Si è comunque concesso una festa in una discoteca di Parigi, il Pavillon Gabriel. C’erano anche Buffon, Verratti, Dani Alves, Mbappé e Cavani. Marilia Mendonça, la regina del sertanejo, una sorta di controparte brasiliana della musica country anche più diffusa della samba, è comparsa a sorpresa per augurargli buon compleanno. Proprio come Marilyn Monroe al suo JFK. Neymar, però, non è diventato presidente, né tanto meno re, in una Parigi che forse gli ha chiesto quel che non poteva dargli e in due anni ha smesso di amarlo.

I 220 milioni riconosciuti al Barcellona sono diventati il suo marchio e insieme la sua condanna. Quella cifra, spiegava invano prima dei mondiali di Russia, non dicono niente di quanto vale davvero un giocatore. Ma raccontano, come ha scritto Claudio Pellecchia su Rivista Undici, le aspettative, le distorcono, in un gioco di specchi da luna park.
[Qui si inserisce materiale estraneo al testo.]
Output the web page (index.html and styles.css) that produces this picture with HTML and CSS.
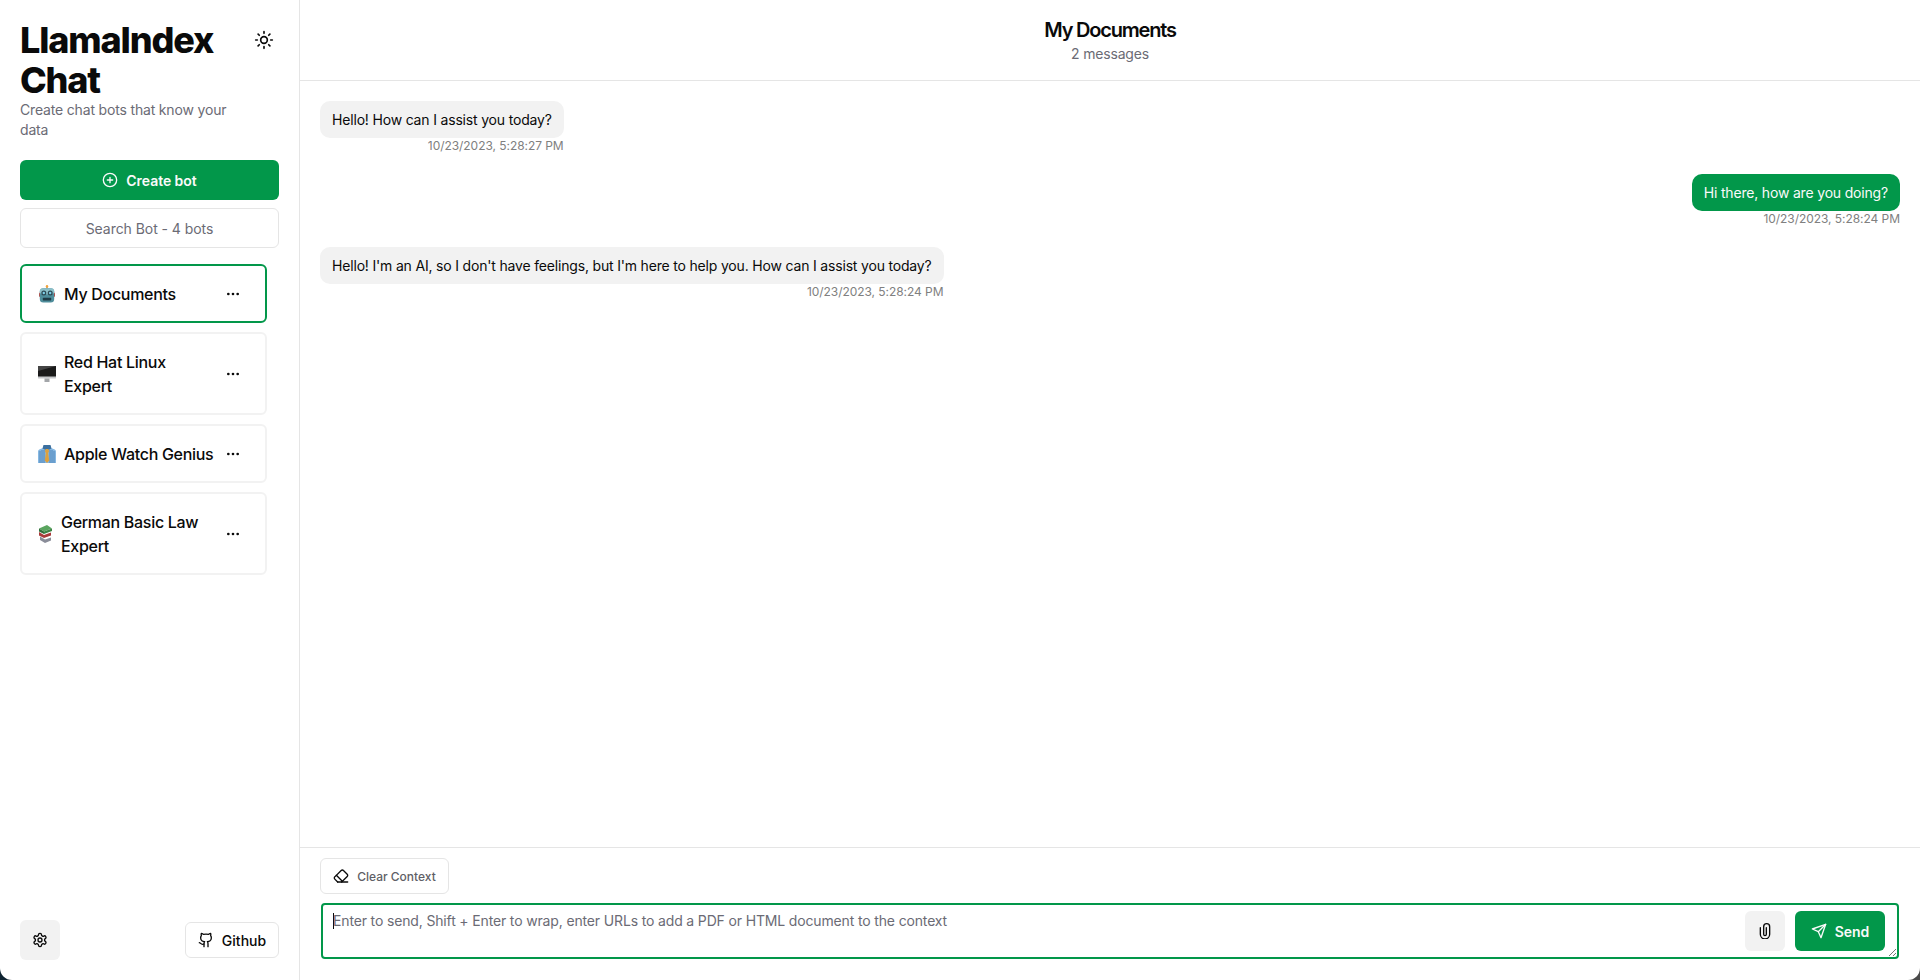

La sua sovradimensionalità tecnica, scrive Pellecchia, per i tifosi del PSG non sembra “sia stata sufficiente a realizzare ciò che ci si aspettava Neymar realizzasse con la sua sola presenza, in campo e fuori”.

A 28 anni, Neymar è finito prigioniero del suo stesso personaggio, vittima degli effetti dei brutti gesti e delle simulazioni, superato da Neymar nella vendita delle magliette del PSG. Abbandonato dai tifosi, dai giornali, apertamente considerato “un grande bluff” dall’Equipe sulla copertina dello scorso 3 luglio, criticato da Tuchel a cui la sua festa di compleanno non è andata giù, Neymar è rimasto vittima della sua incompletezza strapagata. I 220 milioni del PSG avrebbero dovuto rappresentare la sua fuga da Barcellona e dall’ombra di Messi, l’autostrada dorata verso un ruolo da leader e un’affermazione matura, totale. Oggi, invece, il brasiliano sembra orientato a tornare in quella stessa ombra, che abbassa le ambizioni e alleggerisce dalle responsabilità. Lasciando ricordi e rimpianti in parti uguali.

Cristiano Ronaldo icona e uomo squadra

Cristiano Ronaldo, invece, a 35 anni riesce ad essere ancora un’icona in ascesa nel suo inesausto percorso verso un’ideale di perfezione. L’infinito tendere come motivazione del suo agire non si risolve solo in un’egoistica spinta al miglioramento. CR7 indica una strada, guida i compagni, promette regali speciali.

Nella sua comunicazione c’è il campione, l’uomo squadra, ma anche l’uomo e basta che a luci spente si dedica ad attività benefiche senza farne un vanto o darne spettacolo per fotografi, giornalisti e copertine.

Il portoghese, l’uomo da 50 gol in 70 partite in Serie A, promette un’ascesa che solletica i sogni dei tifosi della Juve. Sogni con le grandi orecchie, come la Champions League che continua a sfuggire da quasi un quarto di secolo. CR7 guarda all’Europeo, all’ambizione di confermare il titolo di quattro anni fa e di raggiungere i 100 gol in nazionale. E magari al record di Pelé, ai suoi 767 gol accreditati: gliene mancano, in fondo, “solo” 47. “Auguri a me” si dice. Anche questa è una motivazione, la rappresentazione del motto olimpico applicato al calcio, per andare più forte, più in alto, più veloce.